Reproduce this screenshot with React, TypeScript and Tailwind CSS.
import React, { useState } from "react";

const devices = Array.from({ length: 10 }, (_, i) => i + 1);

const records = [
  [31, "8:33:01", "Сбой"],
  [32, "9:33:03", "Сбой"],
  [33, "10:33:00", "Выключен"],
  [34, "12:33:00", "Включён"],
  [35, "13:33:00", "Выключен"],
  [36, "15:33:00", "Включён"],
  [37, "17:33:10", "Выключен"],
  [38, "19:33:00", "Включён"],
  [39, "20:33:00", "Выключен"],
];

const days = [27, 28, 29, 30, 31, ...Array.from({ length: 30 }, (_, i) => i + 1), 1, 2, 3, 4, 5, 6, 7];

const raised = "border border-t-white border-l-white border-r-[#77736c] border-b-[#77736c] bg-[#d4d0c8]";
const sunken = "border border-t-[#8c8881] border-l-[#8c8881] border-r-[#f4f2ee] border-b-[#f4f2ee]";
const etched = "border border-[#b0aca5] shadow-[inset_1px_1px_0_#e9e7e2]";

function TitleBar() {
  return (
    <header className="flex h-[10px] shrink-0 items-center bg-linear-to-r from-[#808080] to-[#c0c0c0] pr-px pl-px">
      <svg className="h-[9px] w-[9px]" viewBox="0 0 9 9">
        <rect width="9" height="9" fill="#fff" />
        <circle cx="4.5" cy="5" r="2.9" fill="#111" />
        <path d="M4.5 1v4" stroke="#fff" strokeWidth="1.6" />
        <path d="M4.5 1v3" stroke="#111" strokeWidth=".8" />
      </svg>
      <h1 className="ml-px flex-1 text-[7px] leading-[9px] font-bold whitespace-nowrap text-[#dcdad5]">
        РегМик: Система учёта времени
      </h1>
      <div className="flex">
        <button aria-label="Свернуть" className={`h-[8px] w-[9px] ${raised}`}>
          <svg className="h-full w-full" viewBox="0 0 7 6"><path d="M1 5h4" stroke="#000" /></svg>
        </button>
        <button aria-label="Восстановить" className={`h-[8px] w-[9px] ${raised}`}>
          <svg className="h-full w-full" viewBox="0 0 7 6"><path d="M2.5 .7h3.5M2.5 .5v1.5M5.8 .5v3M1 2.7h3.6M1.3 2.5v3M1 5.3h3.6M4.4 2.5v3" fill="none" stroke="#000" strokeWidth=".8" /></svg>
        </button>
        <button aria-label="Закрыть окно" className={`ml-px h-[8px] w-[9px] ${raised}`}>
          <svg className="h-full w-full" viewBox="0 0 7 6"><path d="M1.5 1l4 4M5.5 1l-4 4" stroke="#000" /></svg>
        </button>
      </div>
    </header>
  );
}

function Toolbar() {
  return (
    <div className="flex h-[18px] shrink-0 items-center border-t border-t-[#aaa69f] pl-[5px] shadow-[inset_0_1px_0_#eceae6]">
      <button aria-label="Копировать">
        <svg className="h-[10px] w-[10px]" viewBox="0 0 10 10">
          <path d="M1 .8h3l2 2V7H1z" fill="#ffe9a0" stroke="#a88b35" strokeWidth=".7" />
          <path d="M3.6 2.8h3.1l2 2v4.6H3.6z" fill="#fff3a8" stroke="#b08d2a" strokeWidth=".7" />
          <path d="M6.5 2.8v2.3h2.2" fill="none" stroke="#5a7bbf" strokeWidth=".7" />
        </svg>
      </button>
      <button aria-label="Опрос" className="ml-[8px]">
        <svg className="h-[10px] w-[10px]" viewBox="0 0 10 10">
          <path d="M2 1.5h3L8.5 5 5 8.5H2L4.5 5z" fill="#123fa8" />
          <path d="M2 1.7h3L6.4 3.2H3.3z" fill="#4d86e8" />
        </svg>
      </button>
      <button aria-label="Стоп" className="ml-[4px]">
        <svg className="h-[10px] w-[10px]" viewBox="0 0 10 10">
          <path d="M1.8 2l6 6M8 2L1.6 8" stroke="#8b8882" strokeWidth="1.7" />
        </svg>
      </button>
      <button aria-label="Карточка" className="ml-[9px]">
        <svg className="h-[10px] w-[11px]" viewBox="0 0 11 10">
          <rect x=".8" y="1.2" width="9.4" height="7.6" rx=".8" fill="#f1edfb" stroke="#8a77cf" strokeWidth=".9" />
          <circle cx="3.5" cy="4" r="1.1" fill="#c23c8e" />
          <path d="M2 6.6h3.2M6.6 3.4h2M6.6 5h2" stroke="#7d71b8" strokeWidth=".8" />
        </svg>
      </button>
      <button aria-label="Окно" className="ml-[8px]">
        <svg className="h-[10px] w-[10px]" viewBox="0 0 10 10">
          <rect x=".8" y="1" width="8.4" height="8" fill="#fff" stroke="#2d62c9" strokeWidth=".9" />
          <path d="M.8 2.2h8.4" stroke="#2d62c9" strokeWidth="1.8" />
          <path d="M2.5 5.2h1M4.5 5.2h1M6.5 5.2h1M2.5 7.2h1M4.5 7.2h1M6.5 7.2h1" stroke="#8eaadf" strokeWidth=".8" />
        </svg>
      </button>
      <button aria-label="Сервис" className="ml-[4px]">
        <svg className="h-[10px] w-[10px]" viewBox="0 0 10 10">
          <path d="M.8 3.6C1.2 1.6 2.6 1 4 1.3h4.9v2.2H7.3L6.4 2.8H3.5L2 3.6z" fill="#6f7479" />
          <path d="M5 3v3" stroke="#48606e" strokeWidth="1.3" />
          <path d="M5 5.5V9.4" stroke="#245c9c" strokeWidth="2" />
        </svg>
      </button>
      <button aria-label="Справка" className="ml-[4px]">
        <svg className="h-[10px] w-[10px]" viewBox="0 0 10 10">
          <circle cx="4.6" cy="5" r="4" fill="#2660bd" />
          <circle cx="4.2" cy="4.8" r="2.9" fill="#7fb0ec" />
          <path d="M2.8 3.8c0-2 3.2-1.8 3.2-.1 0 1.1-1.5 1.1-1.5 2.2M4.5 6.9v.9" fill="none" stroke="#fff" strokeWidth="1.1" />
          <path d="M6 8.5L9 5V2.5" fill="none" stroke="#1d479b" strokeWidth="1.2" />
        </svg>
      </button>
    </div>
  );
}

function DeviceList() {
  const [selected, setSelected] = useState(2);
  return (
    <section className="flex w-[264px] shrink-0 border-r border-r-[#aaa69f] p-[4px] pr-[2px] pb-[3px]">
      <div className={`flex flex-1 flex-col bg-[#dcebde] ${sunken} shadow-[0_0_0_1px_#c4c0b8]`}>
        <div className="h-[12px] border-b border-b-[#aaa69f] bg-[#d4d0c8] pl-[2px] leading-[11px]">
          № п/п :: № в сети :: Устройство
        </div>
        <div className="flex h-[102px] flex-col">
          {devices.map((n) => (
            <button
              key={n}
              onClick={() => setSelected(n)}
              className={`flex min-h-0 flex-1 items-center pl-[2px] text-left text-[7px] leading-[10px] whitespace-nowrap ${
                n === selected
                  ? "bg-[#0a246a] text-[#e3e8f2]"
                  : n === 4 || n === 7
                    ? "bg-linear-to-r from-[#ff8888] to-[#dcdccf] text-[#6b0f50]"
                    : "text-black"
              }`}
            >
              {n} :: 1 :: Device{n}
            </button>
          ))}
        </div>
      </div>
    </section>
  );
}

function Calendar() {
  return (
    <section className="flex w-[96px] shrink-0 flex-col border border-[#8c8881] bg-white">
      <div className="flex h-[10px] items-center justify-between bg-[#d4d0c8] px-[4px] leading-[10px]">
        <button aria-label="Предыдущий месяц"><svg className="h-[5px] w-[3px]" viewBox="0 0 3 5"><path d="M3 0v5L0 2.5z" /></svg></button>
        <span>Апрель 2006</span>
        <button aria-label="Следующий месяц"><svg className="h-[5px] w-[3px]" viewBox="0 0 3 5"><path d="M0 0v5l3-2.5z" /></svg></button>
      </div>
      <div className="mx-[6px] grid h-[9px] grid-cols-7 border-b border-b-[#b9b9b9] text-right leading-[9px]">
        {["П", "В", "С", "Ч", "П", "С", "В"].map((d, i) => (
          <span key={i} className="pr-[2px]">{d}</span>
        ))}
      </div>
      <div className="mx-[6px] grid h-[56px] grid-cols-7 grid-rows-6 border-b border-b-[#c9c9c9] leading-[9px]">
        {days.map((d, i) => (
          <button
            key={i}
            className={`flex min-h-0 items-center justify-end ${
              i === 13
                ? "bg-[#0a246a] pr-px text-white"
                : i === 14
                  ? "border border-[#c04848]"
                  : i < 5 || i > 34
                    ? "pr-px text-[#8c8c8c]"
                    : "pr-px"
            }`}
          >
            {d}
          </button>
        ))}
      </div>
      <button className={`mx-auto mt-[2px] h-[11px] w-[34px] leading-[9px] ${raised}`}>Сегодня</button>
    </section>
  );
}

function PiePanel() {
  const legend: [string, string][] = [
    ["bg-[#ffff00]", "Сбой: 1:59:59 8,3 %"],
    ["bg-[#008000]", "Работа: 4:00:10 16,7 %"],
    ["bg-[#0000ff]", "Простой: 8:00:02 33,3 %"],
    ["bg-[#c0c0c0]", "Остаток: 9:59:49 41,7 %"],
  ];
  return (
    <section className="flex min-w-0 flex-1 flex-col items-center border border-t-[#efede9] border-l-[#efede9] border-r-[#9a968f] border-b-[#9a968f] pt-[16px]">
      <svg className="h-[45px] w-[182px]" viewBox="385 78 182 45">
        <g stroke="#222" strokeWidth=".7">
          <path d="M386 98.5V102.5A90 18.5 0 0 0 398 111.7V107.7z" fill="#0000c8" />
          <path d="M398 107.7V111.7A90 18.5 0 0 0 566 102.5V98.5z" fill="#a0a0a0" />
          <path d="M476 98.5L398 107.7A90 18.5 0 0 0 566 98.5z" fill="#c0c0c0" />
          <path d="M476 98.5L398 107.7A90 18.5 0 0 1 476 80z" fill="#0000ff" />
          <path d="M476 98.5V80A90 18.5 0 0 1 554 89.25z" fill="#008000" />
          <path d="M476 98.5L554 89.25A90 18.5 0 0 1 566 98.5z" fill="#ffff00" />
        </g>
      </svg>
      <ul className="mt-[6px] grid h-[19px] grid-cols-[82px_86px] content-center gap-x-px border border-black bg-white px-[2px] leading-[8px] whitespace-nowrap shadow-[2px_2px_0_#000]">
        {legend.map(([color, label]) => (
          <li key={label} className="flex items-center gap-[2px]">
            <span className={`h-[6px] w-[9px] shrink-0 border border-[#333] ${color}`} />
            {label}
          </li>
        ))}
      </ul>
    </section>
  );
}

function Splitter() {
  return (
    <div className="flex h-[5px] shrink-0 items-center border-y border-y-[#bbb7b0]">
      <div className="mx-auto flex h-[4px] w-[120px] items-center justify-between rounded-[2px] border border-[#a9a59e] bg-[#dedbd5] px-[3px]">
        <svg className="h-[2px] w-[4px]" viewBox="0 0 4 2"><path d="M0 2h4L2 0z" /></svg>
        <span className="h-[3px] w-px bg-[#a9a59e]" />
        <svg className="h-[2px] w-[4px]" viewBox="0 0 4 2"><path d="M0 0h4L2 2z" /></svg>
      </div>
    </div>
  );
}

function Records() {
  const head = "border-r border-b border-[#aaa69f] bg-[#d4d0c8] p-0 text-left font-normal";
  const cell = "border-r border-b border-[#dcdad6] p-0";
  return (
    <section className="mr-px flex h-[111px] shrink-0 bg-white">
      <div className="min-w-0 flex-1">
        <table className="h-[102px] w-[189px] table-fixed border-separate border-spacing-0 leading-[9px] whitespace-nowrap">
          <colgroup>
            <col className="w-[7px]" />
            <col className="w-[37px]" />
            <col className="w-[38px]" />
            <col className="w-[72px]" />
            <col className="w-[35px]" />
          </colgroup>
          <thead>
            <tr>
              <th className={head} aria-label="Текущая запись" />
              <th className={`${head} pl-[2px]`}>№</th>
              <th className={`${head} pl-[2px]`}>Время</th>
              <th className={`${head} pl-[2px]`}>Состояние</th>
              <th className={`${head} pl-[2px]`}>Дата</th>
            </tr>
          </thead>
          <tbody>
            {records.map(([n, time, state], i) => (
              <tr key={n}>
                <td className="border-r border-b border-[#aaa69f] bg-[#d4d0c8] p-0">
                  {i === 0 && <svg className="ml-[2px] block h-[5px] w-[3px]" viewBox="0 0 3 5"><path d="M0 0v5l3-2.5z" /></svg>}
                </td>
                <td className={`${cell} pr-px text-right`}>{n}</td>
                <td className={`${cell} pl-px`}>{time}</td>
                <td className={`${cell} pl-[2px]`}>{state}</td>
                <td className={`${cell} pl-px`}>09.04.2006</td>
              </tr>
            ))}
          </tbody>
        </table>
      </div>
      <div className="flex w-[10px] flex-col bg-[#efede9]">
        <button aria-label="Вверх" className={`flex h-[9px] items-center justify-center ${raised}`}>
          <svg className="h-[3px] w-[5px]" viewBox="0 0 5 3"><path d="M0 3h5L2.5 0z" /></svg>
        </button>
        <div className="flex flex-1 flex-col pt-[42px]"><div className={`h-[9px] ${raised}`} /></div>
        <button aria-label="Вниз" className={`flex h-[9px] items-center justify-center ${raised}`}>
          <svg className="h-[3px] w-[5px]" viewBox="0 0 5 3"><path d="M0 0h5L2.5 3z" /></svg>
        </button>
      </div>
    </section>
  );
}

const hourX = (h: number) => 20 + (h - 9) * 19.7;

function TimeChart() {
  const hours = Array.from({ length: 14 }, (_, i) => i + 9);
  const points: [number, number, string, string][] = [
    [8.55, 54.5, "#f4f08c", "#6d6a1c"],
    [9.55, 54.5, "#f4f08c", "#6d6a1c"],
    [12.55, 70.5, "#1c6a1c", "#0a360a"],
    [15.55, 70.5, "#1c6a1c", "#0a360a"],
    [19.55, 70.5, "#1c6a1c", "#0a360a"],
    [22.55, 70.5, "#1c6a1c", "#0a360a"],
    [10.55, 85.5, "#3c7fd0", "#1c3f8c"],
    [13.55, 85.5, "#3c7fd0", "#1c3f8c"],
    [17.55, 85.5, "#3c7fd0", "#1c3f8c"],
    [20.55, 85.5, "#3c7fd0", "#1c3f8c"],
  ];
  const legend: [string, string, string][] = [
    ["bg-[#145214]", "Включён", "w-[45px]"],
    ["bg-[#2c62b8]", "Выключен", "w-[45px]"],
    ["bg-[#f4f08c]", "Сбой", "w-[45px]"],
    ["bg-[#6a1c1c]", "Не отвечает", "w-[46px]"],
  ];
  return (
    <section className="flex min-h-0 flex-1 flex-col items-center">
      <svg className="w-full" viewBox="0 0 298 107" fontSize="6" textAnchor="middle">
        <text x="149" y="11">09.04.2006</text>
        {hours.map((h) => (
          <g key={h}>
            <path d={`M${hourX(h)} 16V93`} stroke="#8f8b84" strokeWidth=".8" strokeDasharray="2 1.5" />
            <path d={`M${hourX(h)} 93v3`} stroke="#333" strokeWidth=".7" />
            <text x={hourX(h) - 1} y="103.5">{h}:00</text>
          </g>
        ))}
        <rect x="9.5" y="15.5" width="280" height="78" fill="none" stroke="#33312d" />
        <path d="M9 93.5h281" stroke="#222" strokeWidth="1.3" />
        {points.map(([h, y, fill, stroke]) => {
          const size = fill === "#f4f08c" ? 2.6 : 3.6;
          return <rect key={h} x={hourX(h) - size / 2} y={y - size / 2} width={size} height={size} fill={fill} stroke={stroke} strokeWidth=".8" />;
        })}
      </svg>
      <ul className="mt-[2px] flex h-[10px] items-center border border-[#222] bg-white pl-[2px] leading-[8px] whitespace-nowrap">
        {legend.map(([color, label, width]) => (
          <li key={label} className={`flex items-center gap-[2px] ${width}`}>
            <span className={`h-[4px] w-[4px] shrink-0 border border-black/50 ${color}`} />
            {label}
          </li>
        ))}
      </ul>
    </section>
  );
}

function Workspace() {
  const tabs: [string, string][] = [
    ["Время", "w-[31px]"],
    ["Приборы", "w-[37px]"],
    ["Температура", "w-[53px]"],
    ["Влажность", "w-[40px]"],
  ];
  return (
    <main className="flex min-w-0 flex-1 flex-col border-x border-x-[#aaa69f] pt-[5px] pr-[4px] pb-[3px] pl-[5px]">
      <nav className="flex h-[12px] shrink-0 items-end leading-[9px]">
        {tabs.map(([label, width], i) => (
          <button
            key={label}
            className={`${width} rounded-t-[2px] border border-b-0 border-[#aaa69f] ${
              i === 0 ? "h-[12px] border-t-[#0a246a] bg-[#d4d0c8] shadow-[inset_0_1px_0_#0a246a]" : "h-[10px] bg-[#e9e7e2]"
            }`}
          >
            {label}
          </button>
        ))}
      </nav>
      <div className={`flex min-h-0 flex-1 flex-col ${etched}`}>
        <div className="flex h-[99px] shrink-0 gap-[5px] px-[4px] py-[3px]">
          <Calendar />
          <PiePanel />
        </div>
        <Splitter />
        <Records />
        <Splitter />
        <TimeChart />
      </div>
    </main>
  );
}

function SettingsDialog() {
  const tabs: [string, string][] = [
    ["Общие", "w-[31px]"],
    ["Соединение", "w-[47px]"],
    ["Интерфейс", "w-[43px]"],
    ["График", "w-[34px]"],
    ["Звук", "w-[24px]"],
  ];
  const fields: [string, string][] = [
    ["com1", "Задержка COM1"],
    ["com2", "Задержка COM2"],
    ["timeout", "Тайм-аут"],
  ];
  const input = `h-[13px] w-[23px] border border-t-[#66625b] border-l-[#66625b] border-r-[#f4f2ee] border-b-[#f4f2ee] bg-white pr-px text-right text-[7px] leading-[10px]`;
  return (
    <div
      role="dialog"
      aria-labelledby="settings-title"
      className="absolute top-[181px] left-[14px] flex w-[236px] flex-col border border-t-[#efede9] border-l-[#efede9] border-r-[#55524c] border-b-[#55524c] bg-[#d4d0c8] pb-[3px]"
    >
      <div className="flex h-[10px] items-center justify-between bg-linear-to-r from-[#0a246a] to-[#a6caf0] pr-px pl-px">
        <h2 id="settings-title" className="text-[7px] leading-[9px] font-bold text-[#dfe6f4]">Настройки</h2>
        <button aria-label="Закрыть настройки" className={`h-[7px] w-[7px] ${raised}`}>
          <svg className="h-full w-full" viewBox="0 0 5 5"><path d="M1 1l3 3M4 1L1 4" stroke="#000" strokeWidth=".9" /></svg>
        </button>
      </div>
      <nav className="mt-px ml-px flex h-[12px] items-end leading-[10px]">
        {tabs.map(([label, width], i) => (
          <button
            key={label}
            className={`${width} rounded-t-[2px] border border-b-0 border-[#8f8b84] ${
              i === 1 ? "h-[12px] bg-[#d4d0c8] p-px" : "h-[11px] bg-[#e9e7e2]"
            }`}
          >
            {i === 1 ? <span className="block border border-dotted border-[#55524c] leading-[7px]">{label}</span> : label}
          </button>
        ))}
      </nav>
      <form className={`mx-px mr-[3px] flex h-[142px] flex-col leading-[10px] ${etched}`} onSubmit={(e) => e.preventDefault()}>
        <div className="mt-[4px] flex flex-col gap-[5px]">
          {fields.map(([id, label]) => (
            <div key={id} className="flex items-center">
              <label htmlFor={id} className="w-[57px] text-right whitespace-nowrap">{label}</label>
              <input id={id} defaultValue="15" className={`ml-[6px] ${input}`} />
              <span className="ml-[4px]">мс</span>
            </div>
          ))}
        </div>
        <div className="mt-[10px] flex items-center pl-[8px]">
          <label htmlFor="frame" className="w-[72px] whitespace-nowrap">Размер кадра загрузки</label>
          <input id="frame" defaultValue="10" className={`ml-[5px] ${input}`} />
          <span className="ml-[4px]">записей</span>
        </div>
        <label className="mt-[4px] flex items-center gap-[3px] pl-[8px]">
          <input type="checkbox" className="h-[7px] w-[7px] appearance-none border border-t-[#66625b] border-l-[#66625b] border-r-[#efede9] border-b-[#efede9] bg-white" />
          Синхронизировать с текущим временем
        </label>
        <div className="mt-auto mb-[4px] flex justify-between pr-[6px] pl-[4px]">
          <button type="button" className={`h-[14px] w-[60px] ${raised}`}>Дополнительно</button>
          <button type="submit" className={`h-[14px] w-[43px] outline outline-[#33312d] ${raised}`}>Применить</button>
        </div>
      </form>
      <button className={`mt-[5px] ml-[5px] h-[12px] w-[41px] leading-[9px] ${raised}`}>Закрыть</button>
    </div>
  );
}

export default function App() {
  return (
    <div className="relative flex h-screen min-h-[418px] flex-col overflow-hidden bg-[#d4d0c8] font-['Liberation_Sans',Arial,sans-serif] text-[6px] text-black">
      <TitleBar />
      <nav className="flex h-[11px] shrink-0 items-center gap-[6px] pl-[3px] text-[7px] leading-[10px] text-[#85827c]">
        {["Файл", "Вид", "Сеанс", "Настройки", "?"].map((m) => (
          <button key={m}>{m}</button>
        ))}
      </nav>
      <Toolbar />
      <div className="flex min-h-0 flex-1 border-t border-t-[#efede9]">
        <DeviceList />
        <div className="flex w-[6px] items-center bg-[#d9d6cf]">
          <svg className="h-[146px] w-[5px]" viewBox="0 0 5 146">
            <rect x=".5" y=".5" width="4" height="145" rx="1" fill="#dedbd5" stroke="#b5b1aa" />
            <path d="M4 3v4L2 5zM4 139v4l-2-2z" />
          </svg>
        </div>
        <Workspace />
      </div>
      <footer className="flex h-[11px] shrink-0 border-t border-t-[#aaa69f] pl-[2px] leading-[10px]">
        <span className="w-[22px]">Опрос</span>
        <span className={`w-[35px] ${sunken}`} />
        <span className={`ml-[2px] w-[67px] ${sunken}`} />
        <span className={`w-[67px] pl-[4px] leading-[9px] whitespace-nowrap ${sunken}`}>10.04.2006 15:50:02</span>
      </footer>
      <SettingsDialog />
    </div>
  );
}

....

### STATED PROBLEM
Starting with the first line of the data above, copy each line exactly until you reach the line with "3, 4, 5, 6, 7];"; include that line as well.

### FULL SOLUTION
Reproduce this screenshot with React, TypeScript and Tailwind CSS.
import React, { useState } from "react";

const devices = Array.from({ length: 10 }, (_, i) => i + 1);

const records = [
  [31, "8:33:01", "Сбой"],
  [32, "9:33:03", "Сбой"],
  [33, "10:33:00", "Выключен"],
  [34, "12:33:00", "Включён"],
  [35, "13:33:00", "Выключен"],
  [36, "15:33:00", "Включён"],
  [37, "17:33:10", "Выключен"],
  [38, "19:33:00", "Включён"],
  [39, "20:33:00", "Выключен"],
];

const days = [27, 28, 29, 30, 31, ...Array.from({ length: 30 }, (_, i) => i + 1), 1, 2, 3, 4, 5, 6, 7];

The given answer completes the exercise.